Но как говорят философы, так можно сказать, но так нельзя подумать. Когда же человек говорит, что у него было, скажем, четыре воплощения, то есть, что он сын четырех отцов и четырех матерей, то так в действительности можно подумать, но так нельзя сделать, то есть так нельзя существовать в качестве человека. Во всяком случае нельзя существовать в качестве человека, видящего в семье хоть какую-то ценность.
Если нормальный отец не хочет другого мальчика, то тем более нормальный мальчик не хочет другого отца. Единственность и неподменимость родителей является основой их почитания. И то, что в своем воображении современные иудеи позволяют себе иметь десятки родителей (не говоря уже о целом гареме жен), ставит под вопрос всю еврейскость их религии, вроде бы дорожащей семейственностью.
Разумеется, в предлагаемой оценке скрывается известная тавтологичность. Ведь того, кто семьей не дорожит этими аргументами не напугаешь. Если родители не могли терпеть своего ребенка, а он не мог терпеть их, если его родители расстались и не создали другой семьи, а он последовал их примеру, то что он теряет с перевоплощением? Здесь уже в пору припомнить другой возглас из русской классики: «А был ли мальчик-то?»
«Вот они-то, такого рода люди, - скажут мне приверженцы теории сансары, – и гильгулируют.
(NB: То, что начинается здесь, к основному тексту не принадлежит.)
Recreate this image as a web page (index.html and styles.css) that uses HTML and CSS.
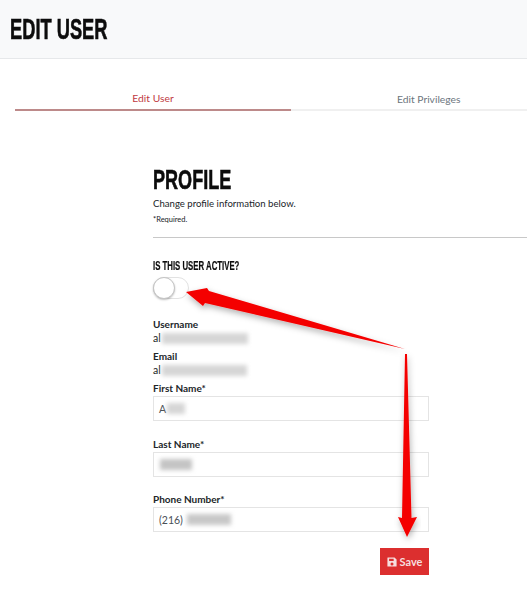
FILE: index.html
```html
<!DOCTYPE html>
<html lang="en">

<head>
    <meta charset="UTF-8">
    <meta name="viewport" content="width=device-width, initial-scale=1.0">
    <title>Edit User</title>
    <link rel="stylesheet" href="styles.css">
</head>

<body>
    <header class="page-header">
        <h1 class="page-title">EDIT USER</h1>
    </header>

    <nav class="tabs">
        <a class="tab tab-active" href="#">Edit User</a>
        <a class="tab tab-second" href="#">Edit Privileges</a>
    </nav>

    <main class="profile">
        <h2 class="profile-title">PROFILE</h2>
        <p class="profile-note">Change profile information below.</p>
        <p class="profile-required">*Required.</p>
        <hr class="profile-rule">

        <h3 class="active-label">IS THIS USER ACTIVE?</h3>
        <div class="switch"><span class="switch-knob"></span></div>

        <div class="static-field">
            <div class="field-label">Username</div>
            <div class="static-value">al<span class="blur blur-username"></span></div>
        </div>
        <div class="static-field">
            <div class="field-label">Email</div>
            <div class="static-value">al<span class="blur blur-email"></span></div>
        </div>

        <div class="form-field">
            <label class="field-label">First Name*</label>
            <div class="text-box">A<span class="blur blur-first"></span></div>
        </div>
        <div class="form-field">
            <label class="field-label">Last Name*</label>
            <div class="text-box"><span class="blur blur-last"></span></div>
        </div>
        <div class="form-field form-field-phone">
            <label class="field-label">Phone Number*</label>
            <div class="text-box">(216)<span class="blur blur-phone"></span></div>
        </div>

        <div class="form-actions">
            <button class="save-btn">
                <svg class="save-icon" viewBox="0 0 12 12" width="10" height="10">
                    <path fill="currentColor" fill-rule="evenodd" d="M1 0.5h8l2.5 2.5v8a0.5 0.5 0 0 1-0.5 0.5H1a0.5 0.5 0 0 1-0.5-0.5V1a0.5 0.5 0 0 1 0.5-0.5zM2.5 2v2.8h5.5V2zM6 6.5a1.8 1.8 0 1 0 0 3.6a1.8 1.8 0 0 0 0-3.6z"/>
                </svg>
                Save
            </button>
        </div>
    </main>

    <svg class="arrows" viewBox="0 0 527 589" width="527" height="589">
        <defs>
            <filter id="arrowShadow" x="-20%" y="-20%" width="140%" height="140%">
                <feDropShadow dx="1" dy="3" stdDeviation="3" flood-color="#000" flood-opacity="0.3"/>
            </filter>
        </defs>
        <polygon filter="url(#arrowShadow)" fill="#f40000" points="405,349 209,291 207,288 186,292 203,306 205,303"/>
        <polygon filter="url(#arrowShadow)" fill="#f40000" points="405,354 407,354 411.5,518 417,517 407,537 398,517 402,518"/>
    </svg>
</body>

</html>
```

FILE: styles.css
```css
* {
    margin: 0;
    padding: 0;
    box-sizing: border-box;
}

body {
    position: relative;
    width: 527px;
    height: 589px;
    overflow: hidden;
    background-color: white;
    font-family: Lato, "Open Sans", sans-serif;
    font-size: 11px;
    color: #212529;
}

.page-header {
    height: 59px;
    padding: 12px 10px 0;
    background-color: #f8f9fa;
    border-bottom: 1px solid #e6e8ea;
}

/* no condensed face installed, so the display headings get squeezed */
.page-title,
.profile-title,
.active-label {
    font-family: "Liberation Sans", sans-serif;
    font-weight: bold;
    color: #0c0c0c;
    transform-origin: left center;
}

.page-title {
    font-size: 29px;
    line-height: 34px;
    -webkit-text-stroke: 0.6px #0c0c0c;
    transform: scaleX(0.63);
}

.tabs {
    display: flex;
    margin: 27px 0 0 15px;
}

.tab {
    height: 25px;
    line-height: 24px;
    text-decoration: none;
    color: #6c757d;
    font-size: 10.3px;
    border-bottom: 2px solid #f0f0f0;
}

.tab-active {
    width: 276px;
    text-align: center;
    color: #c0393f;
    border-bottom-color: #bd8a8a;
}

.tab-second {
    width: 236px;
    padding-left: 106px;
    line-height: 26px;
}

.profile {
    margin: 54px 0 0 153px;
}

.profile-title {
    font-size: 28px;
    line-height: 30px;
    -webkit-text-stroke: 0.6px #0c0c0c;
    transform: scaleX(0.645);
}

.profile-note {
    margin-top: 2px;
    font-size: 9.6px;
    line-height: 14px;
}

.profile-required {
    margin-top: 3px;
    font-size: 7.5px;
    line-height: 11px;
}

.profile-rule {
    margin-top: 12px;
    border: none;
    border-top: 1px solid #c8c8c8;
}

.active-label {
    margin-top: 21px;
    font-size: 12px;
    line-height: 14px;
    -webkit-text-stroke: 0.2px #0c0c0c;
    transform: scaleX(0.65);
}

.switch {
    width: 36px;
    height: 22px;
    margin: 4px 0 18px;
    border: 1px solid #e2e2e2;
    border-radius: 11px;
    background-color: white;
}

.switch-knob {
    display: block;
    width: 22px;
    height: 22px;
    margin: -1px;
    border-radius: 50%;
    background-color: white;
    border: 1px solid #c4c4c4;
    box-shadow: 0 1px 2px rgba(0, 0, 0, 0.25);
}

.static-field {
    width: 276px;
    line-height: 14px;
}

.static-field + .static-field {
    margin-top: 4px;
}

.field-label {
    display: block;
    font-size: 10px;
    line-height: 14px;
    font-weight: 700;
    color: #212529;
}

.static-value {
    display: flex;
    align-items: center;
    height: 14px;
    font-size: 10.5px;
}

.blur {
    display: inline-block;
    height: 11px;
    background-color: #d6d6d6;
    filter: blur(2px);
}

.blur-username {
    width: 86px;
    margin-left: 1px;
}

.blur-email {
    width: 85px;
    margin-left: 1px;
}

.blur-first {
    width: 18px;
    margin-left: 1px;
}

.blur-last {
    width: 32px;
    margin-left: 1px;
    background-color: #c4c4c4;
}

.blur-phone {
    width: 44px;
    margin-left: 4px;
    background-color: #c8c8c8;
}

.form-field {
    width: 276px;
    margin-top: 4px;
}

.form-field + .form-field {
    margin-top: 16px;
}

.form-field + .form-field-phone {
    margin-top: 15px;
}

.text-box {
    display: flex;
    align-items: center;
    height: 25px;
    margin-top: 1px;
    padding: 0 5px;
    border: 1px solid #e4e4e4;
    font-size: 10.5px;
    color: #495057;
}

.form-actions {
    display: flex;
    justify-content: flex-end;
    width: 276px;
    margin-top: 16px;
}

.save-btn {
    display: flex;
    align-items: center;
    justify-content: center;
    gap: 3px;
    width: 49px;
    height: 27px;
    border: none;
    background-color: #dc2f2f;
    color: #f6dede;
    font-family: Lato, "Open Sans", sans-serif;
    font-size: 11px;
    font-weight: 700;
}

.arrows {
    position: absolute;
    top: 0;
    left: 0;
}
```
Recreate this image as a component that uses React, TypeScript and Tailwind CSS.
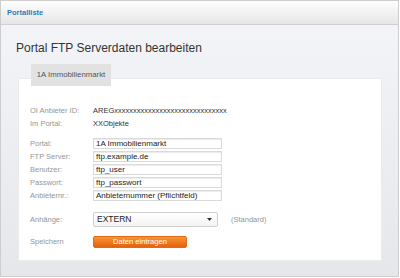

Мы ведь говорим о людях, не видящих смысла в жизни».
Я не спорю, что полностью отвергнуть такой вариант невозможно. В конце концов каждому воздается по его вере. И в свое время я уже представил эту возможность, как возможность обратного самоубийства, то есть как возможность «покончить с собой» на том свете, путем возвращения на этот свет через новое воплощение. Но во-первых, это действительно похоже на самоубийство, и ни о какой «карме» здесь речь не встает, а во-вторых, в тотальном распространении этой веры в еврейском мире есть что-то пугающее.
Та легкость, с которой люди допускают возможность собственного перевоплощения при том, что они остаются в целом вполне счастливыми детьми и благополучными супругами и родителями, свидетельствует о полном отказе от элементарной рефлексии.